GOAL OF THE EXERCISE - Show each line that has the string "page" in it.
— start DATASET CONTENT —
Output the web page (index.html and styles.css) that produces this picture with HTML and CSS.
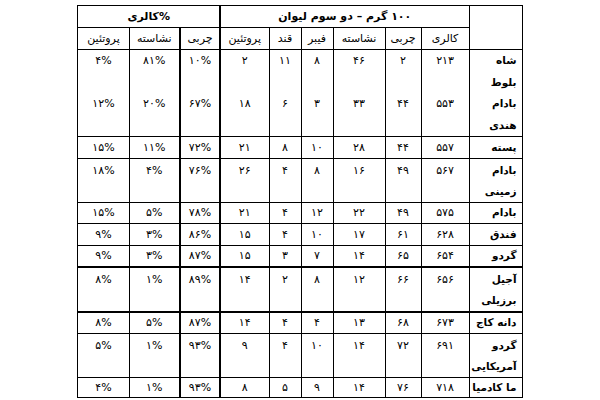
FILE: index.html
```html
<!DOCTYPE html>
<html lang="fa" dir="rtl">
<head>
<meta charset="utf-8">
<title>جدول مغزها</title>
<link rel="stylesheet" href="styles.css">
</head>
<body>
<table class="nuts">
  <colgroup>
    <col class="c-name">
    <col class="c-cal">
    <col class="c-fat">
    <col class="c-starch">
    <col class="c-fiber">
    <col class="c-sugar">
    <col class="c-prot">
    <col class="c-pfat">
    <col class="c-pstarch">
    <col class="c-pprot">
  </colgroup>
  <thead>
    <tr class="h1">
      <th rowspan="2" class="blank"></th>
      <th colspan="6" class="group g100">۱۰۰ گرم – دو سوم لیوان</th>
      <th colspan="3" class="group"><span dir="ltr">کالری%</span></th>
    </tr>
    <tr class="h2">
      <th>کالری</th>
      <th>چربی</th>
      <th>نشاسته</th>
      <th>فیبر</th>
      <th>قند</th>
      <th class="sep">پروتئین</th>
      <th class="sep">چربی</th>
      <th>نشاسته</th>
      <th>پروتئین</th>
    </tr>
  </thead>
  <tbody>
    <tr class="top r4">
      <td class="name">شاه<br>بلوط<br>بادام<br>هندی</td>
      <td>۲۱۳<br><br>۵۵۳</td>
      <td>۲<br><br>۴۴</td>
      <td>۴۶<br><br>۳۳</td>
      <td>۸<br><br>۳</td>
      <td>۱۱<br><br>۶</td>
      <td>۲<br><br>۱۸</td>
      <td>۱۰%<br><br>۶۷%</td>
      <td>۸۱%<br><br>۲۰%</td>
      <td>۴%<br><br>۱۲%</td>
    </tr>
    <tr class="r1">
      <td class="name">پسته</td>
      <td>۵۵۷</td><td>۴۴</td><td>۲۸</td><td>۱۰</td><td>۸</td><td>۲۱</td><td>۷۲%</td><td>۱۱%</td><td>۱۵%</td>
    </tr>
    <tr class="top r2">
      <td class="name">بادام<br>زمینی</td>
      <td>۵۶۷</td><td>۴۹</td><td>۱۶</td><td>۸</td><td>۴</td><td>۲۶</td><td>۷۶%</td><td>۴%</td><td>۱۸%</td>
    </tr>
    <tr class="r1">
      <td class="name">بادام</td>
      <td>۵۷۵</td><td>۴۹</td><td>۲۲</td><td>۱۲</td><td>۴</td><td>۲۱</td><td>۷۸%</td><td>۵%</td><td>۱۵%</td>
    </tr>
    <tr class="r1">
      <td class="name">فندق</td>
      <td>۶۲۸</td><td>۶۱</td><td>۱۷</td><td>۱۰</td><td>۴</td><td>۱۵</td><td>۸۶%</td><td>۳%</td><td>۹%</td>
    </tr>
    <tr class="r1">
      <td class="name">گردو</td>
      <td>۶۵۴</td><td>۶۵</td><td>۱۴</td><td>۷</td><td>۳</td><td>۱۵</td><td>۸۷%</td><td>۳%</td><td>۹%</td>
    </tr>
    <tr class="top thick r2">
      <td class="name">آجیل<br>برزیلی</td>
      <td>۶۵۶</td><td>۶۶</td><td>۱۲</td><td>۸</td><td>۲</td><td>۱۴</td><td>۸۹%</td><td>۱%</td><td>۸%</td>
    </tr>
    <tr class="thick r1">
      <td class="name">دانه کاج</td>
      <td>۶۷۳</td><td>۶۸</td><td>۱۳</td><td>۴</td><td>۴</td><td>۱۴</td><td>۸۷%</td><td>۵%</td><td>۸%</td>
    </tr>
    <tr class="top r2">
      <td class="name">گردو<br>آمریکایی</td>
      <td>۶۹۱</td><td>۷۲</td><td>۱۴</td><td>۱۰</td><td>۴</td><td>۹</td><td>۹۳%</td><td>۱%</td><td>۵%</td>
    </tr>
    <tr class="r1 last">
      <td class="name">ما کادمیا</td>
      <td>۷۱۸</td><td>۷۶</td><td>۱۴</td><td>۹</td><td>۵</td><td>۸</td><td>۹۳%</td><td>۱%</td><td>۴%</td>
    </tr>
  </tbody>
</table>
</body>
</html>
```

FILE: styles.css
```css
html, body {
  margin: 0;
  padding: 0;
  background: #ffffff;
}

body {
  padding-top: 5px;
  font-family: "DejaVu Sans", sans-serif;
  font-size: 11px;
  color: #000000;
}

.nuts {
  direction: rtl;
  border-collapse: collapse;
  table-layout: fixed;
  width: 444px;
  margin: 0 auto;
}

.c-name { width: 53px; }
.c-cal { width: 48px; }
.c-fat { width: 36px; }
.c-starch { width: 52px; }
.c-fiber { width: 32px; }
.c-sugar { width: 32px; }
.c-prot { width: 49px; }
.c-pfat { width: 40px; }
.c-pstarch { width: 51px; }
.c-pprot { width: 51px; }

.nuts th,
.nuts td {
  border: 1px solid #000000;
  padding: 0;
  text-align: center;
  line-height: 19px;
  white-space: nowrap;
  overflow: hidden;
}

.nuts th {
  font-weight: normal;
}

.h1 {
  height: 22px;
}

.h2 {
  height: 22px;
}

.h1 .group {
  font-weight: bold;
}

.h1 .g100 {
  border-left-width: 2px;
}

.h2 th.sep {
  border-left-width: 2px;
}

.nuts td {
  vertical-align: middle;
}

.r1 { height: 21.5px; }
.r2 { height: 43.5px; }
.r4 { height: 86px; }
.last { height: 20px; }

.nuts tr.top td {
  vertical-align: top;
  padding-top: 2px;
}

.nuts tr.r2 td.name {
  line-height: 21px;
  padding-top: 1px;
}

.nuts tr.r4 td {
  line-height: 21.5px;
  padding-top: 0;
}

.nuts td.name {
  text-align: right;
  padding-right: 5px;
  font-weight: bold;
  font-size: 10.5px;
}

.nuts tbody td:nth-child(7),
.nuts tbody td:nth-child(8) {
  border-left-width: 2px;
}

.nuts tr.thick td {
  border-top-width: 2px;
}
```
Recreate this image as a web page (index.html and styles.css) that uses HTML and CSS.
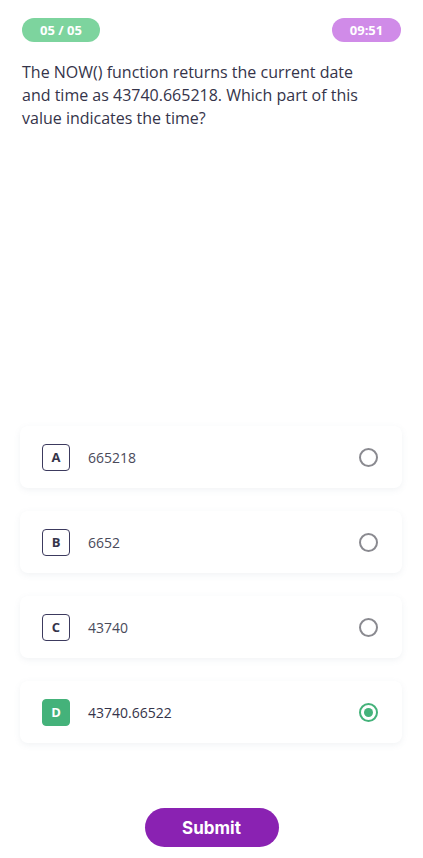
FILE: index.html
```html
<!DOCTYPE html>
<html>
<head>
<meta charset="utf-8">
<link rel="stylesheet" href="styles.css">
</head>
<body>
<div class="page">
  <div class="top">
    <span class="badge badge-count">05 / 05</span>
    <span class="badge badge-time">09:51</span>
  </div>
  <p class="question">The NOW() function returns the current date and time as 43740.665218. Which part of this value indicates the time?</p>
  <div class="options">
    <div class="option">
      <span class="letter">A</span>
      <span class="text">665218</span>
      <span class="radio"></span>
    </div>
    <div class="option">
      <span class="letter">B</span>
      <span class="text">6652</span>
      <span class="radio"></span>
    </div>
    <div class="option">
      <span class="letter">C</span>
      <span class="text">43740</span>
      <span class="radio"></span>
    </div>
    <div class="option selected">
      <span class="letter">D</span>
      <span class="text">43740.66522</span>
      <span class="radio"></span>
    </div>
  </div>
  <div class="footer">
    <button class="submit">Submit</button>
  </div>
</div>
</body>
</html>
```
FILE: styles.css
```css
* { box-sizing: border-box; }
html, body { margin: 0; padding: 0; background: #fff; }
body { font-family: "Open Sans", "Noto Sans", sans-serif; color: #35344a; }
.page { width: 423px; height: 858px; display: flex; flex-direction: column; padding: 18px 22px 0 22px; }
.top { display: flex; justify-content: space-between; }
.badge { height: 24px; border-radius: 12px; color: #fff; font-weight: 700; font-size: 13px; display: flex; align-items: center; justify-content: center; }
.badge-count { width: 78px; background: #7dd49e; }
.badge-time { width: 69px; background: #d08be8; }
.question { margin: 19px 0 0 0; font-size: 16px; line-height: 23px; color: #35344a; width: 340px; }
.options { margin-top: 296px; margin-left: -2px; margin-right: -1px; display: flex; flex-direction: column; gap: 23px; }
.option { height: 62px; border-radius: 8px; background: #fff; box-shadow: 0 2px 6px rgba(120, 140, 160, 0.10); display: flex; align-items: center; padding: 0 24px 0 22px; }
.letter { width: 28px; height: 27px; border: 1px solid #3c3a5e; border-radius: 4px; display: flex; align-items: center; justify-content: center; font-size: 13px; font-weight: 700; color: #35344a; }
.text { flex: 1; margin-left: 18px; font-size: 14px; color: #4a4a5a; }
.radio { width: 19px; height: 19px; border: 2px solid #8a8a90; border-radius: 50%; display: flex; align-items: center; justify-content: center; }
.selected .letter { background: #44b27a; border-color: #44b27a; color: #fff; }
.selected .text { color: #35344a; }
.selected .radio { border-color: #44b27a; }
.selected .radio::after { content: ""; width: 9px; height: 9px; border-radius: 50%; background: #44b27a; }
.footer { display: flex; justify-content: center; margin-top: 65px; }
.submit { width: 134px; height: 39px; border: none; border-radius: 20px; background: #8a22b2; color: #fff; font-family: "Inter", "Liberation Sans", sans-serif; font-weight: 700; font-size: 17px; }
```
— end DATASET CONTENT —
ANSWER IN FULL -
Output the web page (index.html and styles.css) that produces this picture with HTML and CSS.
Recreate this image as a web page (index.html and styles.css) that uses HTML and CSS.
<div class="page">
.page { width: 423px; height: 858px; display: flex; flex-direction: column; padding: 18px 22px 0 22px; }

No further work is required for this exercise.